-- Begin Records provided --
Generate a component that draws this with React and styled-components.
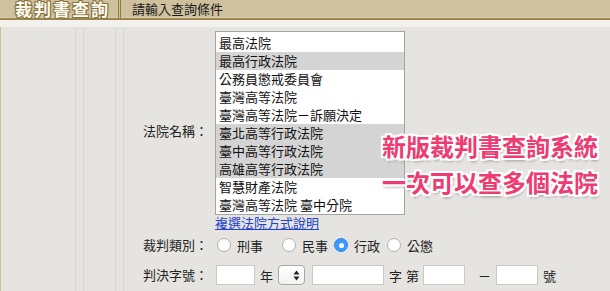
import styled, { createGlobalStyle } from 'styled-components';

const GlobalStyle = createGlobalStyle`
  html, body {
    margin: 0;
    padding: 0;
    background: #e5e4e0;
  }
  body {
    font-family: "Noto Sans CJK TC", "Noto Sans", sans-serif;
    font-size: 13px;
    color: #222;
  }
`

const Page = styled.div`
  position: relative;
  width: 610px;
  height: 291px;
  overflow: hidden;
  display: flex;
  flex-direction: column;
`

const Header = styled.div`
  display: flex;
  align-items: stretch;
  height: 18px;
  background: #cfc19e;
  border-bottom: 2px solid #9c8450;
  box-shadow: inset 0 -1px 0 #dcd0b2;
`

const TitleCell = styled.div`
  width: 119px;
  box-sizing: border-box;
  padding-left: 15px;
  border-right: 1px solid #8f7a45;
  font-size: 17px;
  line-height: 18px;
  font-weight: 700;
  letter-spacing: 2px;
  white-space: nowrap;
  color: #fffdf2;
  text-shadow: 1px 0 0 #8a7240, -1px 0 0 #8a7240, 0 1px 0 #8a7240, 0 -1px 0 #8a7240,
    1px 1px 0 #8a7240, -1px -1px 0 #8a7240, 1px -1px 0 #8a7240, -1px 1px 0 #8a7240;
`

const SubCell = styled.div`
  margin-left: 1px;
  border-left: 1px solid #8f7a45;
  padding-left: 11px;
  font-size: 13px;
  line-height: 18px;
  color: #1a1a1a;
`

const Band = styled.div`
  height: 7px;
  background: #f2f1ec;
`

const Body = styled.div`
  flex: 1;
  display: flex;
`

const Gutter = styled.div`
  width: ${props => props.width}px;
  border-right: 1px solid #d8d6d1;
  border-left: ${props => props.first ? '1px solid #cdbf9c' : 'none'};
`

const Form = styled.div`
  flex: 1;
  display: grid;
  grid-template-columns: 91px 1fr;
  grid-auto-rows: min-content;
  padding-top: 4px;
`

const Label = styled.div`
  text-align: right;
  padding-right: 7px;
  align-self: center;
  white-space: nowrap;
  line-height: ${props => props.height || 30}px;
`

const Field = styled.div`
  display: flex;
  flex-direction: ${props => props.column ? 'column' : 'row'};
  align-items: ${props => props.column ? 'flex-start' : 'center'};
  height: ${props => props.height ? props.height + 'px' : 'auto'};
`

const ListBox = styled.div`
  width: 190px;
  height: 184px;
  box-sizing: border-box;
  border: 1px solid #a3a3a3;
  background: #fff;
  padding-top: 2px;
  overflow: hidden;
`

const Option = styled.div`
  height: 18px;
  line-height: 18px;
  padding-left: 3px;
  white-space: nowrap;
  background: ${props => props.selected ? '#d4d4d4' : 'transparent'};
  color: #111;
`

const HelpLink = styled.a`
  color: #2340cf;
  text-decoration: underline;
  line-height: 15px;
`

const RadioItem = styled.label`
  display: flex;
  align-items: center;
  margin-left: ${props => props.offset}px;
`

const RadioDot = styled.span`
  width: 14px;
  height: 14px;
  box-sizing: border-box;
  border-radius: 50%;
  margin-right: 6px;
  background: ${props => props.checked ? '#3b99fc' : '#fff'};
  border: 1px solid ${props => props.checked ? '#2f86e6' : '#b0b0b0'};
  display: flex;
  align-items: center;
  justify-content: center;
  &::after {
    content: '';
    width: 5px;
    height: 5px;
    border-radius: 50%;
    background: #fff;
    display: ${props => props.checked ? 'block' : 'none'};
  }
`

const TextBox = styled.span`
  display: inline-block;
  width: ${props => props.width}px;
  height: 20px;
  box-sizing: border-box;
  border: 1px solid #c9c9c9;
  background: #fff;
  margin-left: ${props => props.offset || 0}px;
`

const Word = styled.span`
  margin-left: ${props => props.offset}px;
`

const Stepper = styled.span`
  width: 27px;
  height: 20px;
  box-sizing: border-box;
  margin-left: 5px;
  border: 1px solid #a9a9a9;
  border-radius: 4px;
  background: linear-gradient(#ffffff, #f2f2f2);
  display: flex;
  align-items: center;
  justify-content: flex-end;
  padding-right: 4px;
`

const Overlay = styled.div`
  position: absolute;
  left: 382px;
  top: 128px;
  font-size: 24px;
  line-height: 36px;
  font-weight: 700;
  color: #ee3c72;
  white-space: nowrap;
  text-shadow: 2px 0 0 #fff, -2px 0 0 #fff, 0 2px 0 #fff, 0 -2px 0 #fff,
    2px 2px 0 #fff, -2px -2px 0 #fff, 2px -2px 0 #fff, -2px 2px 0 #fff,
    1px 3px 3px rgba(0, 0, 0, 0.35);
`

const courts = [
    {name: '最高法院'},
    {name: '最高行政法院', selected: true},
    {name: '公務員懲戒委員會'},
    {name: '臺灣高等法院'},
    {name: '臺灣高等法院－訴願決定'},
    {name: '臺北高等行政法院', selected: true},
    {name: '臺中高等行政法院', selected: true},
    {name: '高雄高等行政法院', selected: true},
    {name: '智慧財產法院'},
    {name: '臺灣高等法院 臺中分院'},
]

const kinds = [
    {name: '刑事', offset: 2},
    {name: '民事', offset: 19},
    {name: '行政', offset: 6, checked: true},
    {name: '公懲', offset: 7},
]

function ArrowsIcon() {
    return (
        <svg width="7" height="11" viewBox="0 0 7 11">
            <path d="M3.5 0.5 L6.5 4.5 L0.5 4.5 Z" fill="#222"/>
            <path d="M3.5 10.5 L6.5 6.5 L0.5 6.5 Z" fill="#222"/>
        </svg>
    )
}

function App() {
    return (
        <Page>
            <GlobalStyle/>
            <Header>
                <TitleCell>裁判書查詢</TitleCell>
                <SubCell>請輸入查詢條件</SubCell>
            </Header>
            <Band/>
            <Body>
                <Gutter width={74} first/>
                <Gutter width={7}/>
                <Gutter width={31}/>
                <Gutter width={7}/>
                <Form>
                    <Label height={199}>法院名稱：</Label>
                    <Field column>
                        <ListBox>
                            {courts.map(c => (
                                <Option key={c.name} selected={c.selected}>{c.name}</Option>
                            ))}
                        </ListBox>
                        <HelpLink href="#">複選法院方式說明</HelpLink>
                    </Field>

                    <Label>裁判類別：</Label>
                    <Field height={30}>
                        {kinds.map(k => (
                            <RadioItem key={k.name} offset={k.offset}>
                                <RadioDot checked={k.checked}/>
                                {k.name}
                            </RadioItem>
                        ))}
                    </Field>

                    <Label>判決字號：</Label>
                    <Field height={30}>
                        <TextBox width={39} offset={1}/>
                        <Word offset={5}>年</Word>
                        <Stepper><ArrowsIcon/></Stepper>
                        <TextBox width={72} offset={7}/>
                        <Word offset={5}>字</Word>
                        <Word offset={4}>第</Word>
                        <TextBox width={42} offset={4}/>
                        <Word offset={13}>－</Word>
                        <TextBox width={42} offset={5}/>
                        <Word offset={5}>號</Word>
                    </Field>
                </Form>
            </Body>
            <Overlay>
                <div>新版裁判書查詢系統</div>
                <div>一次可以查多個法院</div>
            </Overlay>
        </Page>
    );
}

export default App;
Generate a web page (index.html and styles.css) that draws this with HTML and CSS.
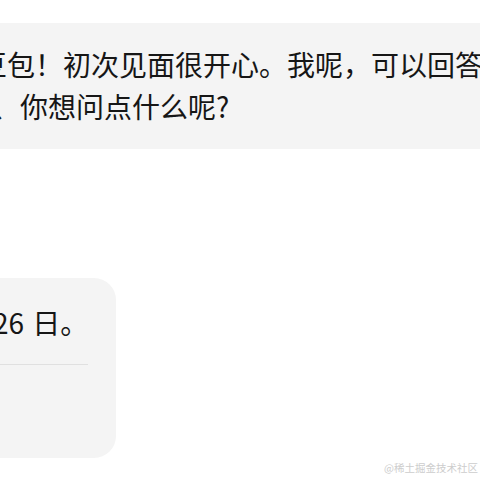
-- End Records provided --
-- Begin Records provided --
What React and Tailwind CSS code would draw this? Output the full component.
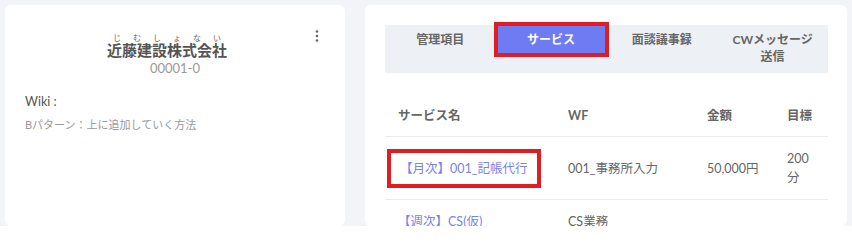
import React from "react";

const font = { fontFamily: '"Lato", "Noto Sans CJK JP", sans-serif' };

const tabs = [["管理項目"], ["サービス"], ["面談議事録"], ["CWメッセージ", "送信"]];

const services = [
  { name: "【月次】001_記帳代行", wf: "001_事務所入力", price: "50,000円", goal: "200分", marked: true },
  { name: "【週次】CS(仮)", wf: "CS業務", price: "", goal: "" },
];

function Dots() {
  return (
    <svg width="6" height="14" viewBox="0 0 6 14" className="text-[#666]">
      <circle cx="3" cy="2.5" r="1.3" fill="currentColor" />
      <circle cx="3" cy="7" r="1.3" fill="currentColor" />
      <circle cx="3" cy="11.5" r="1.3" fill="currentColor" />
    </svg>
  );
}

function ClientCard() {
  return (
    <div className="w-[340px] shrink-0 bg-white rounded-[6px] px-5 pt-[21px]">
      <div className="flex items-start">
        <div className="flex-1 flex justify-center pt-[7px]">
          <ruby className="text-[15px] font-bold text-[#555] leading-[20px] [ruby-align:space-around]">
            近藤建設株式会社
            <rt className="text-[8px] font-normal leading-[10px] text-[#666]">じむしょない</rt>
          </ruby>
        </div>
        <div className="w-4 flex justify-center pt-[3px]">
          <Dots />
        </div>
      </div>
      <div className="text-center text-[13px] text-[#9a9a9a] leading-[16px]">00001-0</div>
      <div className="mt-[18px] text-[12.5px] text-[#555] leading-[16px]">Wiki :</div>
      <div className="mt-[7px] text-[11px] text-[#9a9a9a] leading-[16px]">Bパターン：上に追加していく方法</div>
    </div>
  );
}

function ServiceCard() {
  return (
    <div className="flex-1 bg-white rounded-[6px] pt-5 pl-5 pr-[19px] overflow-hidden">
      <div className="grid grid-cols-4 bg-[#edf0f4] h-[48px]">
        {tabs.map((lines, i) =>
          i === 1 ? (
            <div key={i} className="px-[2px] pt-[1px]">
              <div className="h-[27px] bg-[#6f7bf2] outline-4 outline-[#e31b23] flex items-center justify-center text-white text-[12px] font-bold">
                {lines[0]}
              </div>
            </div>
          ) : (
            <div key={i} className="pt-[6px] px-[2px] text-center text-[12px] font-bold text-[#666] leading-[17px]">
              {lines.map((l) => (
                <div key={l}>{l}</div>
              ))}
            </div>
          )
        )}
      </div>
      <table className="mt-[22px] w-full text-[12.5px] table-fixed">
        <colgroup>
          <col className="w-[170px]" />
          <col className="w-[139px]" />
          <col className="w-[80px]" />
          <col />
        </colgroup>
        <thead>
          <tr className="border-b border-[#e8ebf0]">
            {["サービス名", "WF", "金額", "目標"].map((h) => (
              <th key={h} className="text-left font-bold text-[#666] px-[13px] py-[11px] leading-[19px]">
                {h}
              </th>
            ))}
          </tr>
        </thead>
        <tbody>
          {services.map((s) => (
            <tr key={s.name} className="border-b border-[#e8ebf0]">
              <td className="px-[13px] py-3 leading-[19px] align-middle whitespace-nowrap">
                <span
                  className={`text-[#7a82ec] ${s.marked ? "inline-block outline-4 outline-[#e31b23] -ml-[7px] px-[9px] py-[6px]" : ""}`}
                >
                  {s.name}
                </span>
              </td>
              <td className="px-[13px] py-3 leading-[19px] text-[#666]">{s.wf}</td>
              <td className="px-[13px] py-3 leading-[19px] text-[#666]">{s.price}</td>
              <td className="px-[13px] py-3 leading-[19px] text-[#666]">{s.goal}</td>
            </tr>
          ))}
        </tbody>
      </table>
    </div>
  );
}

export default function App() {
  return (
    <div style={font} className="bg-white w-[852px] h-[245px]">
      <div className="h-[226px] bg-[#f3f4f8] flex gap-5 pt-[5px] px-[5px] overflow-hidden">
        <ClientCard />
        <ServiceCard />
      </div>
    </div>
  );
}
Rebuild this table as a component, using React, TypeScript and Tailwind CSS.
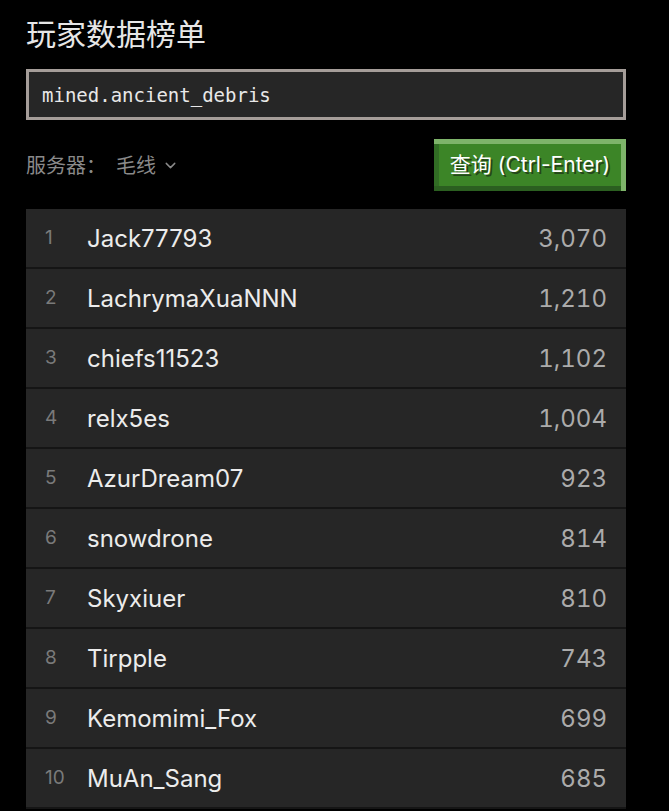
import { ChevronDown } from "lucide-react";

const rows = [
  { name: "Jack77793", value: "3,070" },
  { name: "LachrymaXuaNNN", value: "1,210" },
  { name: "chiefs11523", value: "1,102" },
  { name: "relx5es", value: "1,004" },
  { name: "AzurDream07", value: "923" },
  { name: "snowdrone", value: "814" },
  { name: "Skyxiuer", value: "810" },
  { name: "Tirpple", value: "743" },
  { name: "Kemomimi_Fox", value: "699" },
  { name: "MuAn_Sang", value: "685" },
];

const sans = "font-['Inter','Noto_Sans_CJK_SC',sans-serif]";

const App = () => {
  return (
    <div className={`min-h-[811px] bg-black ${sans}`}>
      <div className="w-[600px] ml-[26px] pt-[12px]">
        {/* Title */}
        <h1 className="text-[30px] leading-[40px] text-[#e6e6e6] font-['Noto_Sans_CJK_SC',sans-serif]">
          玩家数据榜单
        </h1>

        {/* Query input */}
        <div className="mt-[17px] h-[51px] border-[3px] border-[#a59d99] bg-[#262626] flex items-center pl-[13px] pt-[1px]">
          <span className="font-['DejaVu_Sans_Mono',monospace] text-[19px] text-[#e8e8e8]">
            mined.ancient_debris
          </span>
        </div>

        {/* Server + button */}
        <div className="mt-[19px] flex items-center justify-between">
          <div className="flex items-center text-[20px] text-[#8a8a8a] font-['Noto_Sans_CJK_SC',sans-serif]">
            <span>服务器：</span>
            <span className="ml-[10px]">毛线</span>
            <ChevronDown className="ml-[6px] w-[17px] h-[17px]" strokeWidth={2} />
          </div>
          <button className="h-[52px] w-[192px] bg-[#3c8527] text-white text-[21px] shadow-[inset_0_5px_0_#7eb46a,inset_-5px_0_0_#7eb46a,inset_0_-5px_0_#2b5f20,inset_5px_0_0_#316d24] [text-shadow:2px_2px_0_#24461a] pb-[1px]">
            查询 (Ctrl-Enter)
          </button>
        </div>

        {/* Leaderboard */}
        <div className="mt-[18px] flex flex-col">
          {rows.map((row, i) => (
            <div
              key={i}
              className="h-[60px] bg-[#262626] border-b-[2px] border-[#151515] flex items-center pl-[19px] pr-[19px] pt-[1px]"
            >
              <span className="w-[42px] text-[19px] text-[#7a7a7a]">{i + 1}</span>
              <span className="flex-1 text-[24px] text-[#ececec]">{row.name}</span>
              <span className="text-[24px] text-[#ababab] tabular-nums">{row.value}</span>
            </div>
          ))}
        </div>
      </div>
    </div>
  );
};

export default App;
-- End Records provided --
# The exercise:
From the entries, report each line that includes the word "components".

# Correct answer:
Generate a component that draws this with React and styled-components.
import styled, { createGlobalStyle } from 'styled-components';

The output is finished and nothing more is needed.